Monday, March 24, 2008

Putting China’s Kitty in Perspective

(Stephen Poloz, Export Development Canada)

There is continuing angst around China’s vast accumulation of foreign exchange reserves. What will they do with all that money, buy the crown jewels? Switch into euros? No one really knows.

Back in 2006, the level of angst skyrocketed as China’s reserves approached the $1 trillion mark. But by the end of 2007 China’s reserves were up to $1.5 trillion, more than 40% higher than a year earlier. Back in 2000, China only had $166 billion, so this number has been rising fast.

The key driver of this accumulation of Chinese wealth is America’s trade deficit, which has begun to recede but was still $713 billion in 2007. China, as one of the biggest trade surplus countries, and accounting for about one-third of America’s trade deficit, accumulates a lot of U.S. dollars through foreign exchange, and invests a lot of those dollars in U.S. treasury securities. Hence the popular shorthand, which is that China is financing America’s overspending.

It is worth remembering that a similar issue emerged in the 1980s, when Japan was the world’s biggest trade surplus country and was accumulating a large kitty of reserves. Japanese investors made a lot of investments around the world during that era, raising concerns that they would someday own the world. Of course, it did not happen, because Japan’s rapid development included rising domestic wages – once their wages caught up to those of other major economies, they became a bigger importer. This will happen in China, too, eventually.

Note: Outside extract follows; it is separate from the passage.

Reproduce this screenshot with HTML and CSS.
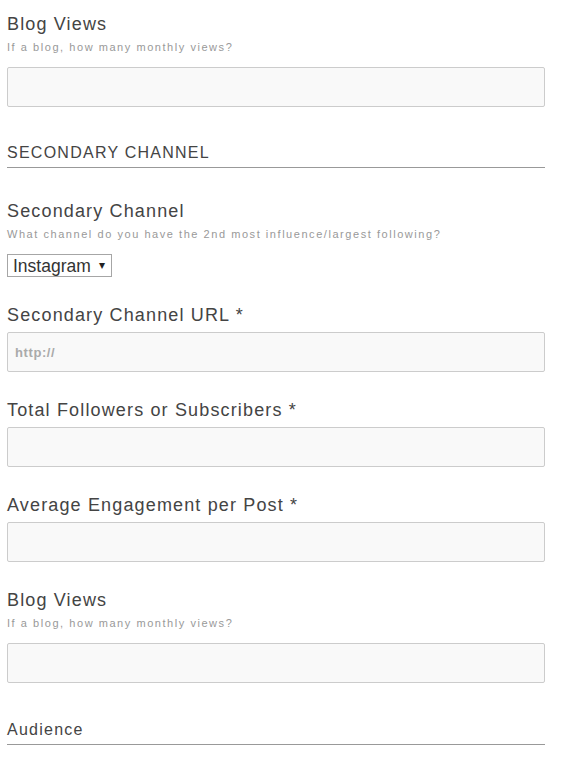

In the meantime, how do we put China’s growing kitty into perspective? $1.5 trillion sounds like a lot of money, and over $400 billion of that is held in the form of U.S. Treasury securities. But these figures are dwarfed by America’s private sector presence abroad. U.S. foreign assets were nearly $14 trillion in 2006 (the latest figures), over $12 trillion held in private assets. Sales by U.S.-owned foreign affiliates run at around $4 trillion per year, from some 23,000 establishments.

These figures underscore that the main underlying driver of reserve accumulation is not the U.S. private sector, which is highly globalized, but the U.S. government. Even so, the U.S. fiscal deficit is quite small relative to global savings. Global savings amount to around 20% of global GDP in most years, and usually at least one-quarter of that would find its way into U.S. dollar assets; even when the U.S. fiscal deficit was up at around 4% of U.S. GDP, it amounted to less than 1% of global GDP, or at most one-fifth of the total global demand for new dollar assets.

Furthermore, the recent descent of the U.S. dollar back to 1996 levels, is beginning to have its effect. That, combined with the U.S. slowdown now underway, will produce a significant narrowing of the U.S. trade deficit, even with China. U.S. imports from China grew 30% in 2004 and 2005, 20% in 2006, 13% in 2007 and the trend was around 7% towards the end of the year.

The bottom line? In today’s globalized world it is very hard to know who owns what and it doesn’t really matter much, anyway. Global imbalances can be a problem, so a degree of angst is appropriate, but natural adjustment processes are always running in the background.